Cranebuilders are interviewed so briefly as to have nothing worth mentioning there...

ryan adams is smeared lusily over four pages. He addresses the "humourless" charge over the Bryan Adams affair by pointing out the guy he gave the money back to had been using the same joke right through the gig, and it was at the Ryman Auditorium which was, personally, a big deal to him. And apparently Neil Young has since told him "You're lucky. All my life I got Neil fuckin' Diamond." He also claims he never went out with Beth Orton, and then turns his attention to Denise Richards who wears a mask to avoid breathing the air on planes: "How do you hold a penis in your hand? Charlie Sheen's penis mind you... you put that in your mouth and yet you put a bag on your head so you won't breathe the same air as other people."...

James Murphy/ LCD Soundsystem believes he's reuniting rock and dance, which were separated by homophobia and racism...

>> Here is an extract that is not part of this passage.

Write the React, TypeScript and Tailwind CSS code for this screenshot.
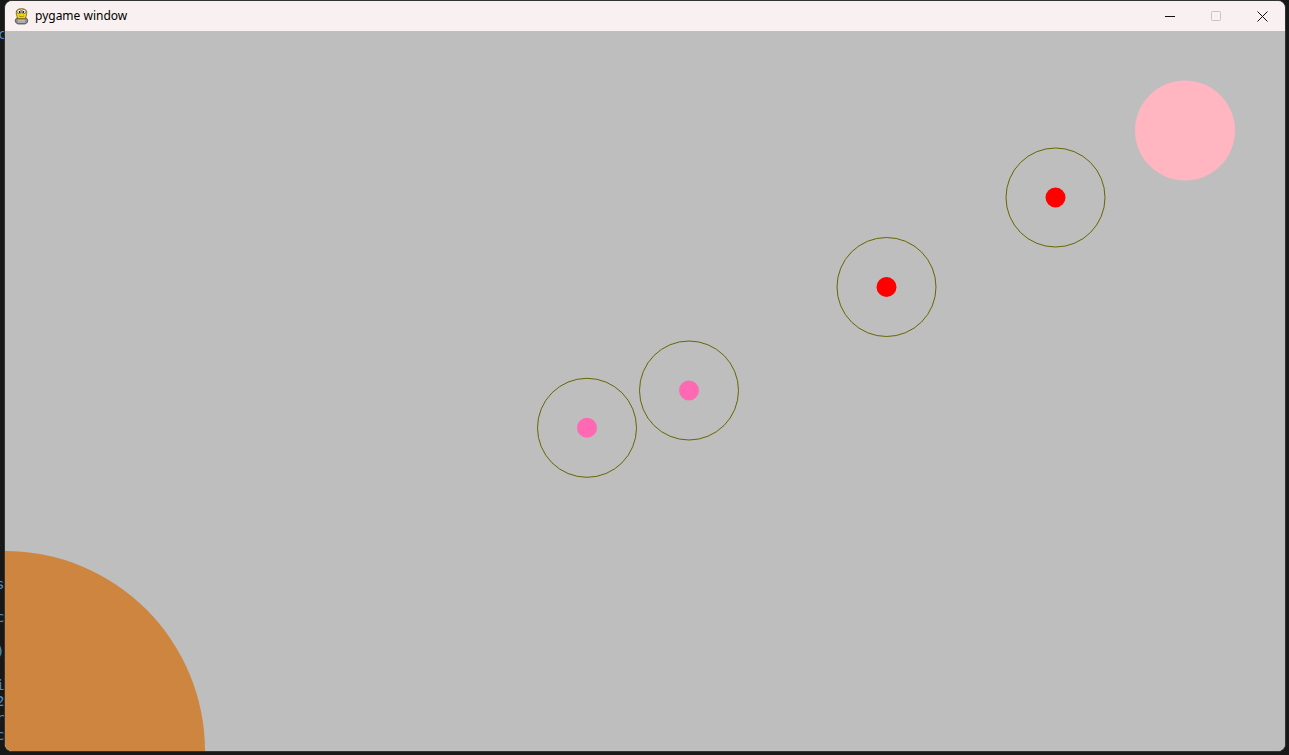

Good idea to investigate rock at violence, post-Leeds toilet riots and someone getting sexually assaulted at a Richard Ashcroft gig. Bad idea to try and do it in half a page, although Anton Brookes is on hand to provide the backbone to the piece: "You get these idiots, they read about what the hardcore days were like... but they don't get it. It used to be about self-expression and everybody would help each other. Now you just get a load of morons going mental."...

BRMC, then: it's a good article, but it's perhaps a little too heavy on letting daylight in on magic and explaining the new songs...

reviews: albums:
ladytron - light and magic - "it doesn't all work, but...", 8
audioslave - audioslave - "what does this parade of heavyweights amount to? nothing very much at all", 4
meat beat manifesto - ruok? - "none of this sounds less than seven years old", 4
ja rule - the last temptation - "aimed at the doubters, not the kids", 6
blazin squad - in the beginning - "PG treatment of adult themes", 6

singles:
sotw - eminem - lose yourself - "genius"
the raveonettes - attack of the ghost riders - "best JAMC-indebted Danish goth-garage band around"
tegan and sara - monday, monday, monday - "they have no tunes. rubbish"

live:
doves - glasgow - "untouchable"
the rapture - london ICA - "absurd in theory; compelling in practice"
john squire - liverpool uni - apparently a lot of Roses stuff
ladytron - london WC2 - "'can we stop talking about porn now?' asks Danny 'can we talk about nice things?'"

best thing in nme this week: the model in the virgin mobile advert. in tights. he's yummy.